Search code examples
machine-learningdeep-learningnlppytorchtorchtext

How is Vocab and Integer (one hot) representation stored and what does the ('string', int) tuple means in torchtext.vocab()?


I am trying to train an RNN for binary classification. I have my vocab made from 1000000 words and please find the below outputs...

text_field = torchtext.data.Field(tokenize=word_tokenize)

print(text_field.vocab.freqs.most_common(15))
>>
[('.', 516822), (',', 490533), ('the', 464796), ('to', 298670), ("''", 264416), ('of', 226307), ('I', 224927), ('and', 215722), ('a', 211773), ('is', 180965), ('you', 180359), ('``', 165889), ('that', 156425), ('in', 138038), (':', 132294)]
print(text_field.vocab.itos[:15])
>>
['<unk>', '<pad>', '.', ',', 'the', 'to', "''", 'of', 'I', 'and', 'a', 'is', 'you', '``', 'that']
text_field.vocab.stoi
>>
{'<unk>': 0,'<pad>': 1,'.': 2,',': 3,'the': 4,'to': 5,"''": 6,'of': 7,'I': 8,'and': 9,'a': 10, 'is': 11,'you': 12,'``': 13,'that': 14,'in': 15,....................

The documentation says:

freqs – A collections.Counter object holding the frequencies of tokens in the data used to build the Vocab.
stoi – A collections.defaultdict instance mapping token strings to numerical identifiers.
itos – A list of token strings indexed by their numerical identifiers.
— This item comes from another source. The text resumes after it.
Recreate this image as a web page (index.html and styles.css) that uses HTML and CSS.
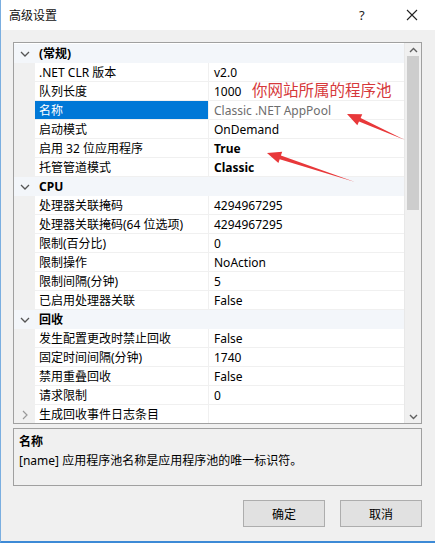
FILE: index.html
```html
<!DOCTYPE html>
<html>
<head>
<meta charset="utf-8">
<link rel="stylesheet" href="styles.css">
</head>
<body>
<div class="window">
  <div class="titlebar">
    <span class="title">高级设置</span>
    <span class="help">?</span>
    <span class="close"><svg width="12" height="12" viewBox="0 0 12 12"><path d="M1 1L11 11M11 1L1 11" stroke="#222" stroke-width="1.1" fill="none"/></svg></span>
  </div>
  <div class="body">
    <div class="grid">
      <div class="rows">
        <div class="row cat"><span class="gut"><svg width="10" height="6" viewBox="0 0 10 6"><path d="M1 1L5 5L9 1" stroke="#555" stroke-width="1.3" fill="none"/></svg></span><span class="name">(常规)</span><span class="val"></span></div>
        <div class="row"><span class="gut"></span><span class="name">.NET CLR 版本</span><span class="val">v2.0</span></div>
        <div class="row"><span class="gut"></span><span class="name">队列长度</span><span class="val">1000</span></div>
        <div class="row sel"><span class="gut"></span><span class="name">名称</span><span class="val ro">Classic .NET AppPool</span></div>
        <div class="row"><span class="gut"></span><span class="name">启动模式</span><span class="val">OnDemand</span></div>
        <div class="row"><span class="gut"></span><span class="name">启用 32 位应用程序</span><span class="val b">True</span></div>
        <div class="row"><span class="gut"></span><span class="name">托管管道模式</span><span class="val b">Classic</span></div>
        <div class="row cat"><span class="gut"><svg width="10" height="6" viewBox="0 0 10 6"><path d="M1 1L5 5L9 1" stroke="#555" stroke-width="1.3" fill="none"/></svg></span><span class="name">CPU</span><span class="val"></span></div>
        <div class="row"><span class="gut"></span><span class="name">处理器关联掩码</span><span class="val">4294967295</span></div>
        <div class="row"><span class="gut"></span><span class="name">处理器关联掩码(64 位选项)</span><span class="val">4294967295</span></div>
        <div class="row"><span class="gut"></span><span class="name">限制(百分比)</span><span class="val">0</span></div>
        <div class="row"><span class="gut"></span><span class="name">限制操作</span><span class="val">NoAction</span></div>
        <div class="row"><span class="gut"></span><span class="name">限制间隔(分钟)</span><span class="val">5</span></div>
        <div class="row"><span class="gut"></span><span class="name">已启用处理器关联</span><span class="val">False</span></div>
        <div class="row cat"><span class="gut"><svg width="10" height="6" viewBox="0 0 10 6"><path d="M1 1L5 5L9 1" stroke="#555" stroke-width="1.3" fill="none"/></svg></span><span class="name">回收</span><span class="val"></span></div>
        <div class="row"><span class="gut"></span><span class="name">发生配置更改时禁止回收</span><span class="val">False</span></div>
        <div class="row"><span class="gut"></span><span class="name">固定时间间隔(分钟)</span><span class="val">1740</span></div>
        <div class="row"><span class="gut"></span><span class="name">禁用重叠回收</span><span class="val">False</span></div>
        <div class="row"><span class="gut"></span><span class="name">请求限制</span><span class="val">0</span></div>
        <div class="row"><span class="gut"><svg width="6" height="10" viewBox="0 0 6 10"><path d="M1 1L5 5L1 9" stroke="#999" stroke-width="1.2" fill="none"/></svg></span><span class="name">生成回收事件日志条目</span><span class="val"></span></div>
      </div>
      <div class="scrollbar">
        <span class="sarrow"><svg width="9" height="6" viewBox="0 0 9 6"><path d="M1 5L4.5 1.5L8 5" stroke="#606060" stroke-width="1.4" fill="none"/></svg></span>
        <div class="track"><div class="thumb"></div></div>
        <span class="sarrow"><svg width="9" height="6" viewBox="0 0 9 6"><path d="M1 1L4.5 4.5L8 1" stroke="#606060" stroke-width="1.4" fill="none"/></svg></span>
      </div>
    </div>
    <div class="desc">
      <div class="dtitle">名称</div>
      <div class="dtext">[name] 应用程序池名称是应用程序池的唯一标识符。</div>
    </div>
    <div class="buttons">
      <button class="btn">确定</button>
      <button class="btn">取消</button>
    </div>
  </div>
  <div class="annot-text">你网站所属的程序池</div>
  <svg class="arrows" width="435" height="543" viewBox="0 0 435 543">
    <polygon fill="#e8383a" points="347,114 362.3,114.2 360.6,117.9 405,140 359.0,121.5 357.3,125.2"/>
    <polygon fill="#e8383a" points="267,153 282.2,151.7 280.9,155.5 355,182 279.7,159.3 278.4,163.1"/>
  </svg>
</div>
</body>
</html>
```
FILE: styles.css
```css
* { box-sizing: border-box; }
html, body { margin: 0; padding: 0; }
body {
  font-family: "Noto Sans", "Noto Sans CJK SC", sans-serif;
  font-size: 12px;
  color: #000;
}
.window {
  position: relative;
  width: 435px;
  height: 543px;
  background: #f0f0f0;
  border-left: 1px solid #7aaee0;
  border-bottom: 2px solid #3d8ad6;
  overflow: hidden;
}
.titlebar {
  height: 30px;
  background: #fff;
  display: flex;
  align-items: center;
  padding-left: 8px;
}
.title { flex: 1; font-size: 12px; color: #111; }
.help { width: 14px; font-size: 13px; margin-right: 33px; color: #222; }
.close { width: 12px; height: 12px; margin-right: 17px; display: flex; }
.body { padding: 12px 0 0 12px; }
.grid {
  width: 409px;
  height: 382px;
  border: 1px solid #a0a0a0;
  background: #fff;
  display: flex;
  overflow: hidden;
}
.rows { width: 390px; padding-top: 1px; }
.row {
  display: flex;
  height: 19px;
  line-height: 18px;
}
.gut {
  width: 21px;
  background: #f0f0f0;
  display: flex;
  align-items: center;
  justify-content: center;
  flex: none;
}
.name {
  width: 173px;
  flex: none;
  padding-left: 4px;
  padding-top: 1px;
  border-bottom: 1px solid #f0f0f0;
  white-space: nowrap;
  overflow: hidden;
}
.val {
  flex: 1;
  padding-left: 5px;
  padding-top: 1px;
  border-left: 1px solid #f0f0f0;
  border-bottom: 1px solid #f0f0f0;
  white-space: nowrap;
}
.cat .name, .cat .val { background: #f3f6fa; border-color: #f3f6fa; font-weight: bold; }
.cat .gut { background: #f3f6fa; }
.sel .name { background: #0078d7; color: #fff; }
.ro { color: #6d6d6d; }
.b { font-weight: bold; }
.scrollbar {
  width: 17px;
  background: #f0f0f0;
  display: flex;
  flex-direction: column;
  border-left: 1px solid #e8e8e8;
}
.sarrow { height: 13px; display: flex; align-items: center; justify-content: center; flex: none; }
.track { flex: 1; padding: 0 2px; }
.thumb { height: 154px; background: #cdcdcd; }
.desc {
  width: 409px;
  height: 58px;
  margin-top: 4px;
  border: 1px solid #a0a0a0;
  padding: 3px 5px 2px;
}
.dtitle { font-weight: bold; line-height: 19px; }
.dtext { line-height: 20px; }
.buttons {
  display: flex;
  justify-content: flex-end;
  gap: 15px;
  width: 409px;
  margin-top: 14px;
}
.btn {
  width: 82px;
  height: 27px;
  background: #e1e1e1;
  border: 1px solid #adadad;
  font-family: inherit;
  font-size: 12px;
  color: #000;
  padding: 0;
}
.annot-text {
  position: absolute;
  left: 251px;
  top: 79px;
  font-size: 15.5px;
  color: #d6393b;
  font-family: "Noto Sans CJK SC", sans-serif;
  line-height: 20px;
}
.arrows { position: absolute; left: -1px; top: 0; pointer-events: none; }
```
Which not comprehensible by me.

Can Some one Please explain what are these by giving the intuition of each of those?

For example, if the is represented by 4, then does it mean that if a sentence contains the word the,

  1. Is it going to be a 1 at location 4? OR
  2. Is it going to be a 1 at position 464796 OR
  3. Is it going to be a 4 at position 464796??

What happens when multiple the are there there??


Solution

  • If "the" is represented by 4, then that means that

    • itos[4] is "the"
    • stoi["the"] is 4
    • there is a tuple ('the', <count>) somewhere in freqs, where count is the number of times that 'the' appears in your input text. That count has nothing to do with its numerical identifier 4.